Writer: James Dearden
Director: Loveday Ingram
Based on the Oscar-nominated classic film of the same name, James Dearden’s Fatal Attraction makes its way to the UK stage.
The story follows Dan Gallagher (Oliver Farnworth), a happily married New York attorney, who meets a charming and beautiful young woman, Alex (Susie Amy), on a night out. The two indulge in a night of passion before Dan returns to his family and attempts to carry on with his life. But this is one mistake that cannot be taken back. Whilst Dan attempts to forget his mistake, Alex has other ideas and Dan is about to discover that love can be a very dangerous game indeed.
Almost immediately, the audience is confronted with a strange juxtaposition as there has been some attempt to modernise the setting of the play with the use of mobile phones and video calls, however in terms of its treatment of women, the meat of the play is still very much in the 1980s. With crass jokes like Hey, maybe she will lose the baby … fingers crossed for you, there is a real issue of misogyny within the script.
Because of this juxtaposition, the modern references feel like an afterthought, in a play that would have worked perfectly well as a period piece. Phone calls are made in parenthesis and simultaneously projected onto the screens beyond for no other reason it would seem, than because they can.
Farnworth and Amy lead this show and do try hard to hit their marks. However, it must be said that there is a disconnect when it comes to chemistry which seems to be rooted in a lack of emotional engagement on their parts. Given that the premise of the entire narrative is that these two people have an intense physical attraction, resulting in a night of passion, sexual tension between the two leads is an essential component of the show. Unfortunately, it is a component that is entirely absent. The sex scene makes for uncomfortable viewing. There is a lot of heavy breathing, but Farnworth and Amy are clearly moving to hit certain marks on the stage and make no effort to hide it this badly put together movement sequence.
A lot of time and thought is afforded to giving truly authentic New York accents which is perhaps the reason that other performance aspects fall short. Even so, Farnworth’s accent is shouty and unconvincing which subsequently creates a barrier in terms of audience empathy.
The first meeting of Dan and Alex in the bar, which is unsubtly clad with snakeskins and images of neon vipers, relies heavily on the visual aesthetic of the projections and the Electro music by Paul Englishby, which does all the heavy lifting in terms of suspense building. Although Amy is charming in the earlier scenes, but the lack of chemistry been herself and Farnworth gives her nothing to bounce off. Often her behaviour comes across as random and the narrative arc hasn’t allowed for her to really build any kind of tension before exploding.
In the second act, much of the final confrontation scene is met with rumbles of awkward laughter mainly due to the floppy and clumsy fight. Paul Benzing’s fight choreography could work well but is executed as if this was a first rehearsal. As such, the climactic moment falls short.
Of course, the bunny boiling scene is so infamous it looms with expectation over the show.
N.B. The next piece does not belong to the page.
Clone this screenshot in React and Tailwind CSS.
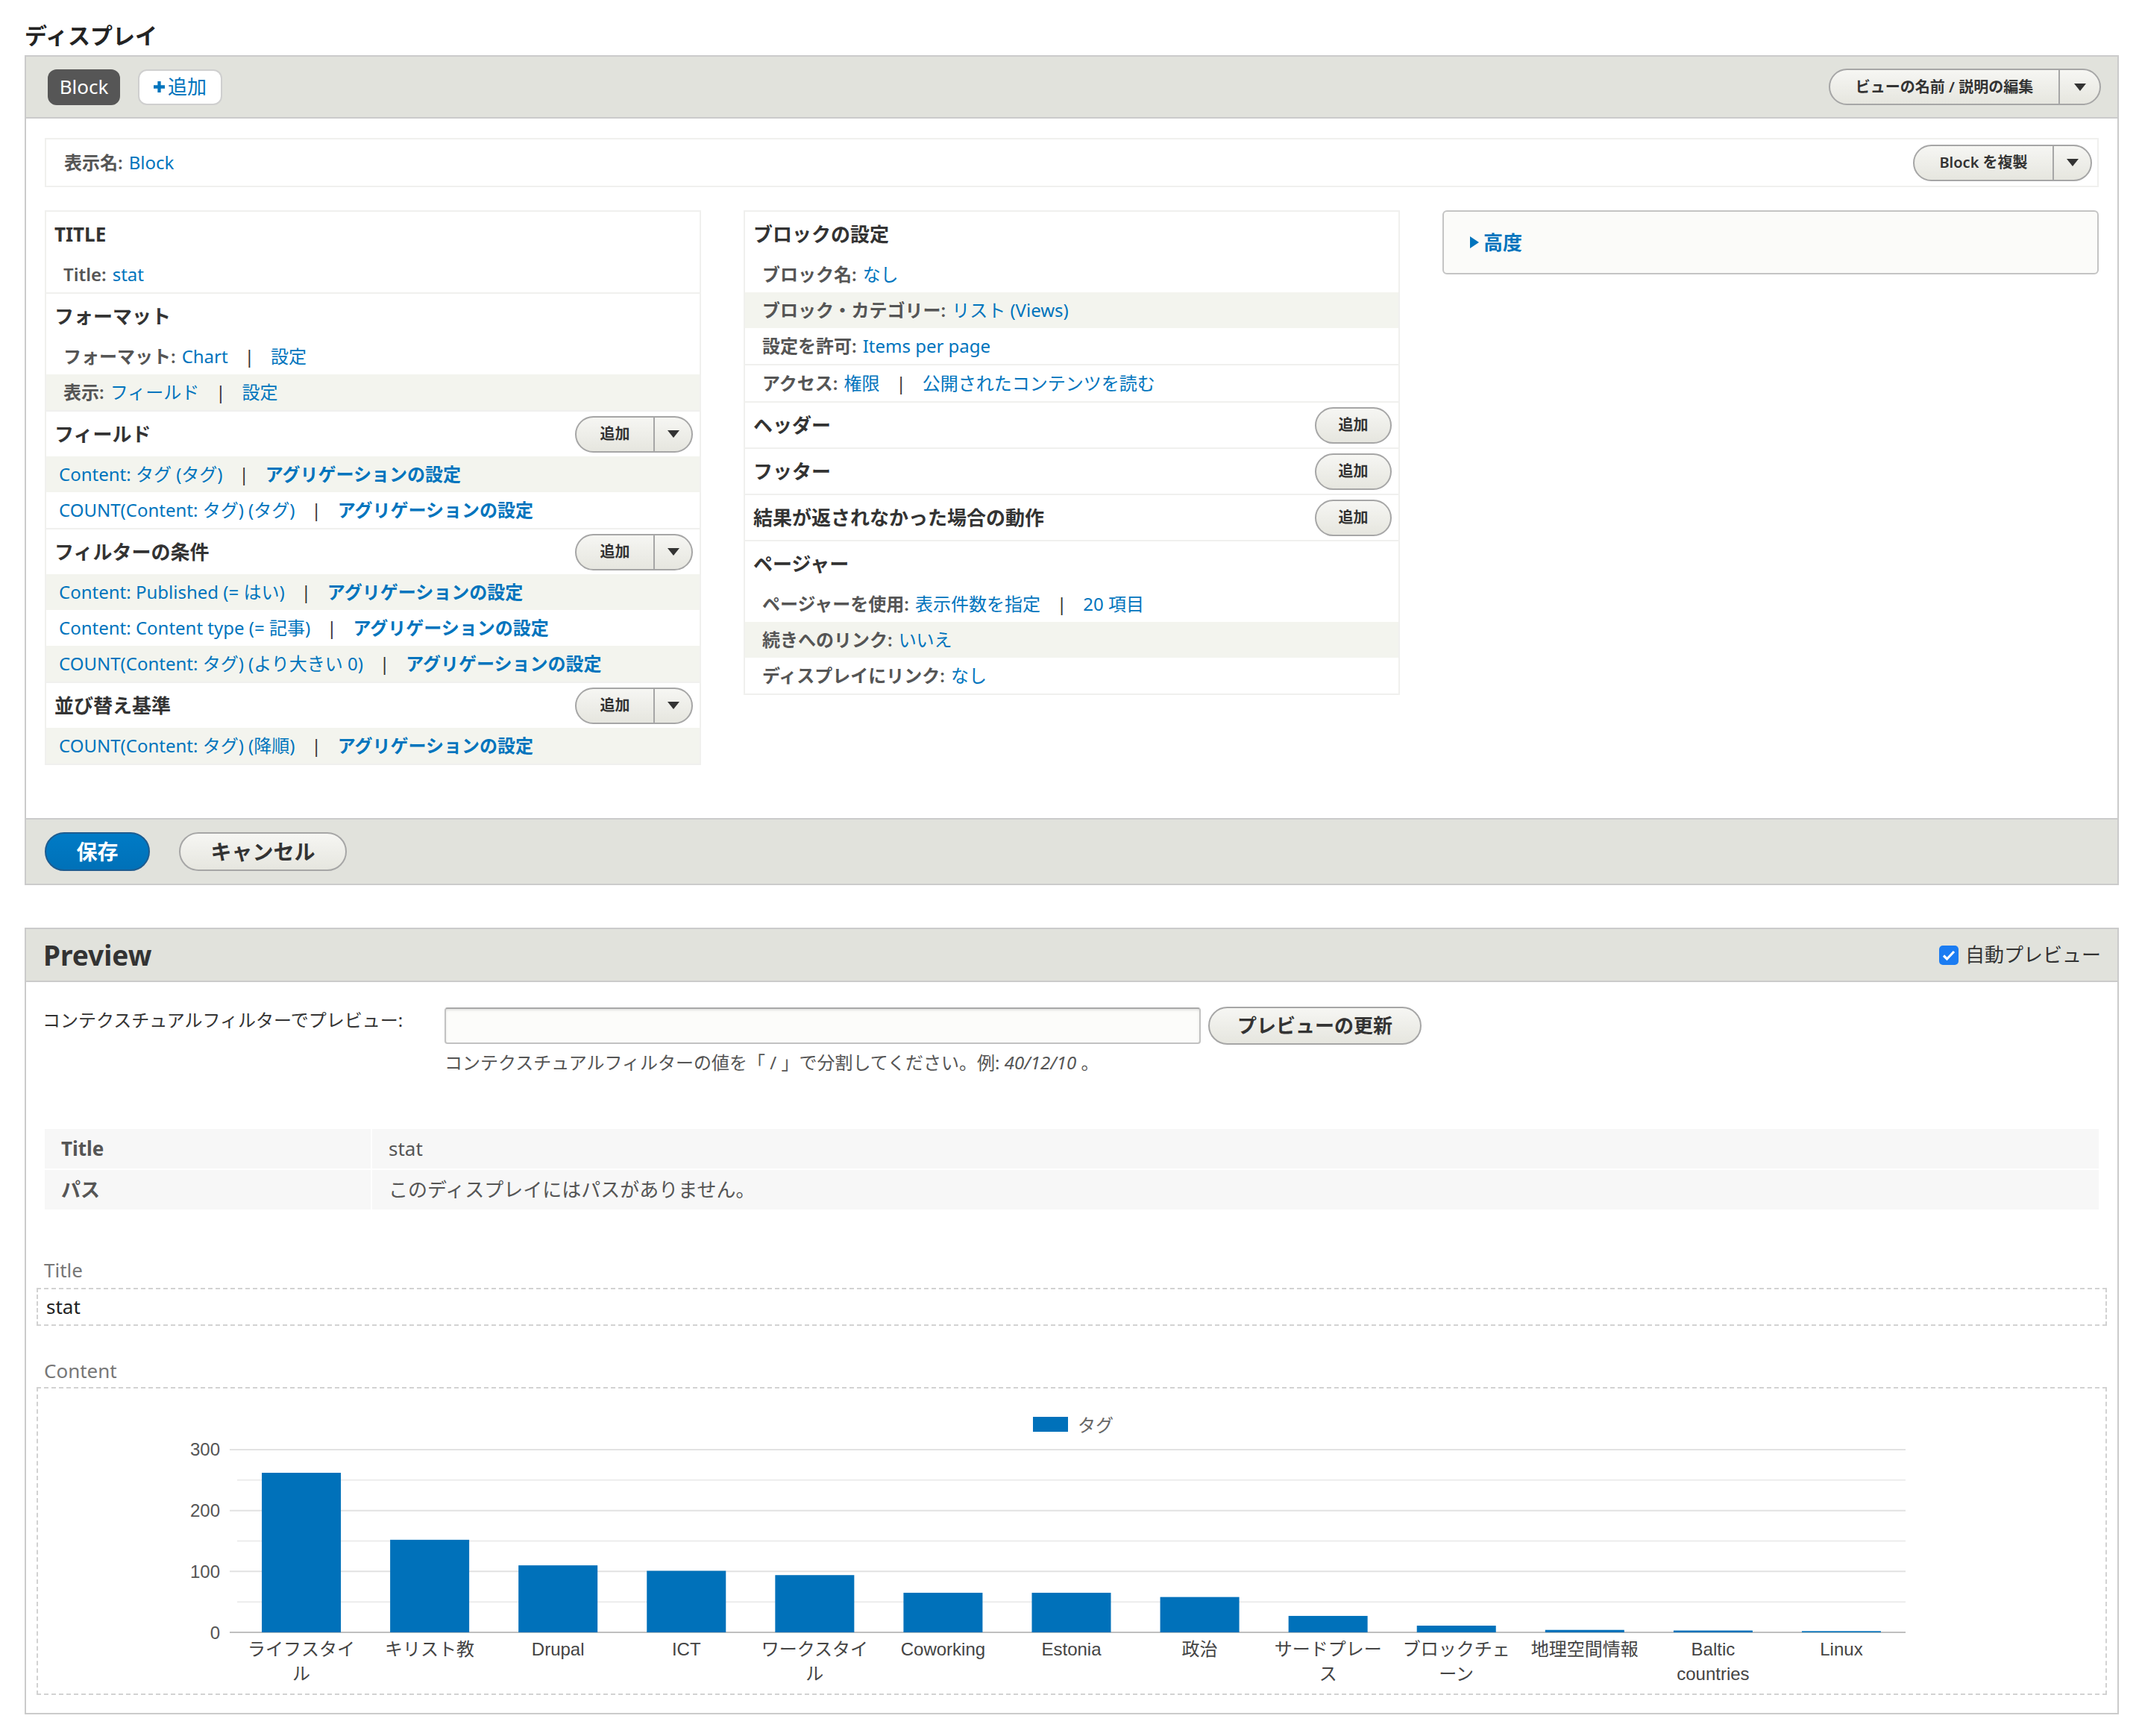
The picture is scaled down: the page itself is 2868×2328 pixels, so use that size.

However, it is somewhat abortive as Alex creeps into the kitchen of Dan’s new home and it is met with unintended awkward laughter. This is the one scene where Louise Redknapp really gets an opportunity to prove she has the acting chops to carry a straight drama, but we get a lacklustre scream and little else as it is clear she has not emotionally connected with the script.
Whether the lack of chemistry is an issue with James Dearden’s book or because of poor direction by Loveday Ingram remains to be seen. Perhaps the story itself is of its time and simply doesn’t sit well with a 21st-century audience.
In practice, there is little in the way of dramatic suspense, the ensemble is largely superfluous, often appearing at random in a flash of light behind one of Morgan Large’s two-way projection screens. Whilst the set has been well designed and captures within it the feel of New York City, it feels like the set itself has been portioned too much of the burden of visual storytelling.
Large’s set would have indeed been functional and impressive if used in a different way, but this production is overly reliant upon projections to set the scene and frankly, it is distracting.
Whilst the show has all the ingredients to be an intense and riveting thriller, delivered by a celebrity cast on a slick, industrial, modern set, it has most definitely been underbaked.